==== Given information ====

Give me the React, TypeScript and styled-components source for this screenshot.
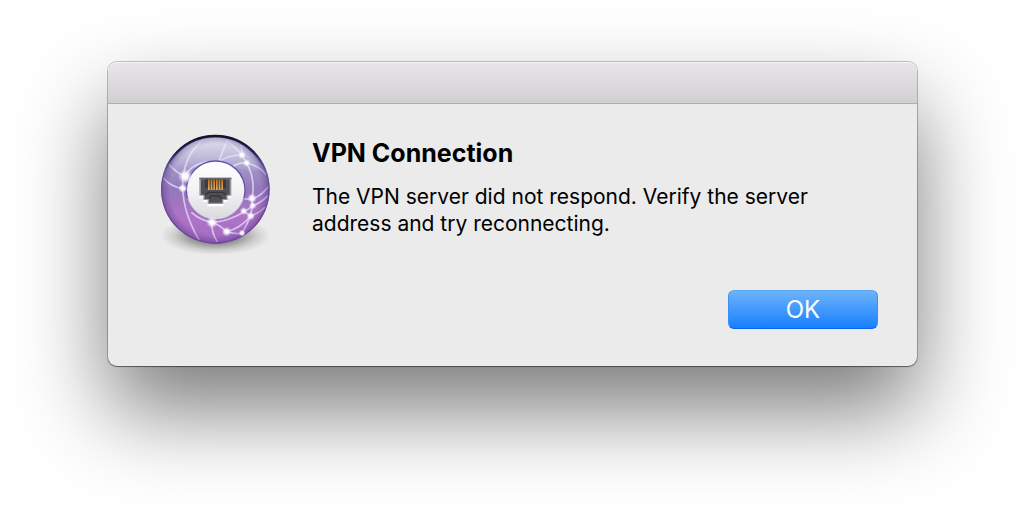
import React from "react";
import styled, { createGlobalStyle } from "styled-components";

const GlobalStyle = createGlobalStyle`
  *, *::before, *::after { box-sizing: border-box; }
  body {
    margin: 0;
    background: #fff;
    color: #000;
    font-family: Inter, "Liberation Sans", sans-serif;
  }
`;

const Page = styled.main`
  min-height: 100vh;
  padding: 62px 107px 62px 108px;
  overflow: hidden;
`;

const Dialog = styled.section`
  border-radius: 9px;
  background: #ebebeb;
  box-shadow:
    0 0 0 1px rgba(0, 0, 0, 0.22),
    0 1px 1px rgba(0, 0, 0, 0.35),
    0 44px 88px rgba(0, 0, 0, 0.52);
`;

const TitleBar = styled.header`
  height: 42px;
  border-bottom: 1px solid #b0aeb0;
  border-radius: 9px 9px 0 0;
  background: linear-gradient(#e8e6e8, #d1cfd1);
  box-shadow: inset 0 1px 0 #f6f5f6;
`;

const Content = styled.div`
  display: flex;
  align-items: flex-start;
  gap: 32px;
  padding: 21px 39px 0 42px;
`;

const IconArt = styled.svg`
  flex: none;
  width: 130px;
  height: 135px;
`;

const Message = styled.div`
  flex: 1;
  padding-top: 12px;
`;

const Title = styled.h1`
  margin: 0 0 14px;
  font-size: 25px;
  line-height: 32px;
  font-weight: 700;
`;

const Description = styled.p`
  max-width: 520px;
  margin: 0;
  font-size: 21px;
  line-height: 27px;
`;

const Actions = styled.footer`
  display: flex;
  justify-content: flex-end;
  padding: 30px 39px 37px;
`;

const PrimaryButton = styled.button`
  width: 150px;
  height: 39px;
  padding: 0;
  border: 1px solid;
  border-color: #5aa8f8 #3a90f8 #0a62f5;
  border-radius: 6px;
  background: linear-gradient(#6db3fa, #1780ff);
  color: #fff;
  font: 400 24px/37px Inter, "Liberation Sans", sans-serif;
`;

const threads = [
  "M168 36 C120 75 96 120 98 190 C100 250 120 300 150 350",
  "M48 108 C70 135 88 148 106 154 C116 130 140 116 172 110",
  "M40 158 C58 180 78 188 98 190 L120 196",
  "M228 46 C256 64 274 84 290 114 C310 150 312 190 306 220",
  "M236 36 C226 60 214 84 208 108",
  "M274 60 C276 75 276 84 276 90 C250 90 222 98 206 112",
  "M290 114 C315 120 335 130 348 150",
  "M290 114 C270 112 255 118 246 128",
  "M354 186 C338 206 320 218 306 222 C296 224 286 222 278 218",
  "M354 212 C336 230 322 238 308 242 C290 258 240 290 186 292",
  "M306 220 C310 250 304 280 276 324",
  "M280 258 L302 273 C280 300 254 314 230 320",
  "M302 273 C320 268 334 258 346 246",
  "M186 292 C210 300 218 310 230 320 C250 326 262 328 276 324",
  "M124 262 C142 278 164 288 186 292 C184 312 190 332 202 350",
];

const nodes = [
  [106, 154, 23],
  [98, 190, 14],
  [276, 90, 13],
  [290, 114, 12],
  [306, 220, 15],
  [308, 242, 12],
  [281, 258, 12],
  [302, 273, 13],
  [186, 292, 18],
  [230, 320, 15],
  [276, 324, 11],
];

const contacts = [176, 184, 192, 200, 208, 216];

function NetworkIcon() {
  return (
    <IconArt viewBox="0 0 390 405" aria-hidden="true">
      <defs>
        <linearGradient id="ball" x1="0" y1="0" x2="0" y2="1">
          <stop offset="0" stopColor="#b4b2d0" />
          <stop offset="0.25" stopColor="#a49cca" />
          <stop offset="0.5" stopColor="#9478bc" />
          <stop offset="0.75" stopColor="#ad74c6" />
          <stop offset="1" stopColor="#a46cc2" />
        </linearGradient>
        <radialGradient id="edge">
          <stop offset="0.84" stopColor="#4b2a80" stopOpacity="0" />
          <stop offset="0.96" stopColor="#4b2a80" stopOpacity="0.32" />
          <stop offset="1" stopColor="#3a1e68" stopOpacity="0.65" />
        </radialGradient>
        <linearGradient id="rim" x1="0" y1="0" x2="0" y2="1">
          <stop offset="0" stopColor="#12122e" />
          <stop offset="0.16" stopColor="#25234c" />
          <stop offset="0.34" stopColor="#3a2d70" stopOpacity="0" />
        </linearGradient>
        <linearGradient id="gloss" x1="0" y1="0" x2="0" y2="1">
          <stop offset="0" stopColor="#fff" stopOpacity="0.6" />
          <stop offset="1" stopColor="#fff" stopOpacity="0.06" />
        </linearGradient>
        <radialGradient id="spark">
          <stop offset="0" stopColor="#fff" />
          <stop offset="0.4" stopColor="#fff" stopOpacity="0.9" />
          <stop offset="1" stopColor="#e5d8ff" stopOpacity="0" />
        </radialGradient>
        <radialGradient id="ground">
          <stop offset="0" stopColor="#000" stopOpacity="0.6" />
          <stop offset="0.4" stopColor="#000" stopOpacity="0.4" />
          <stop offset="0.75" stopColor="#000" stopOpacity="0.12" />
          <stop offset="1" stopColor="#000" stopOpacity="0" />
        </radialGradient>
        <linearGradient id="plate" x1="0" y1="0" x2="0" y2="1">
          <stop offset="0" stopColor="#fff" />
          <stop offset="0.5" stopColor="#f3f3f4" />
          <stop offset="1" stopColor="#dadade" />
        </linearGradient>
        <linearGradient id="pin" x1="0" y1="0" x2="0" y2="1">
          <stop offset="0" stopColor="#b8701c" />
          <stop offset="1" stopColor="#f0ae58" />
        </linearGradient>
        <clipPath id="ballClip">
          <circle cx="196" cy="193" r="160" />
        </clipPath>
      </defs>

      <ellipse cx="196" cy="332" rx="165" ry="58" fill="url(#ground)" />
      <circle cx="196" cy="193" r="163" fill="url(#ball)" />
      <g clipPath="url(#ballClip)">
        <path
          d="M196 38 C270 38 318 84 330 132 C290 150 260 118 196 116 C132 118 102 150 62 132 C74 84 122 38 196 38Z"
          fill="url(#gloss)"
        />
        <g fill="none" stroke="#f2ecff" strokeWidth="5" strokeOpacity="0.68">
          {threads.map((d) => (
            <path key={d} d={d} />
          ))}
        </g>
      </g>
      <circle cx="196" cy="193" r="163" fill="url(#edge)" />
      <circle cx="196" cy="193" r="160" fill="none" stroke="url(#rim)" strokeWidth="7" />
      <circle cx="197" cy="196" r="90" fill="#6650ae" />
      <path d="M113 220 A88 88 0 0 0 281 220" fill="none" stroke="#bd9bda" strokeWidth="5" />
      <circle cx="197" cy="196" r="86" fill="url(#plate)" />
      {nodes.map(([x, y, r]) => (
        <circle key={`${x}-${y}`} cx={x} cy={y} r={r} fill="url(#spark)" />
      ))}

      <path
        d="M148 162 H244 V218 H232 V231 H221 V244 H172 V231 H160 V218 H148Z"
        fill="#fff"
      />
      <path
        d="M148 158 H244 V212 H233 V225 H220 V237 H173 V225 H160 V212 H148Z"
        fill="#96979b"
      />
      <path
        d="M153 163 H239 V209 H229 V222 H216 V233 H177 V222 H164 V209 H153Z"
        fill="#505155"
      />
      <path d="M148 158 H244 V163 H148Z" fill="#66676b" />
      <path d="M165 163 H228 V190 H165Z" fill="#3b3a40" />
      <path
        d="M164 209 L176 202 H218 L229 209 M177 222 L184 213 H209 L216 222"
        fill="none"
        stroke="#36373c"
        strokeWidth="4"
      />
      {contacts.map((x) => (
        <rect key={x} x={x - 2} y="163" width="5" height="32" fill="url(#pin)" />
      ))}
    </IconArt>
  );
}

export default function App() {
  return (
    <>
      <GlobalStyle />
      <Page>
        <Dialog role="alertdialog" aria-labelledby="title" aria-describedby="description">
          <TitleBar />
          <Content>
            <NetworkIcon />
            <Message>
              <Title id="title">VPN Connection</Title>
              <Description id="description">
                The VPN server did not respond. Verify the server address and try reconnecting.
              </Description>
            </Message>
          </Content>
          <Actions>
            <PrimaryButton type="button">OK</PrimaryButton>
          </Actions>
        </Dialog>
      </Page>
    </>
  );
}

====

- Job -
Return each line where "components" shows up.

- Result of the exercise -
Give me the React, TypeScript and styled-components source for this screenshot.
import styled, { createGlobalStyle } from "styled-components";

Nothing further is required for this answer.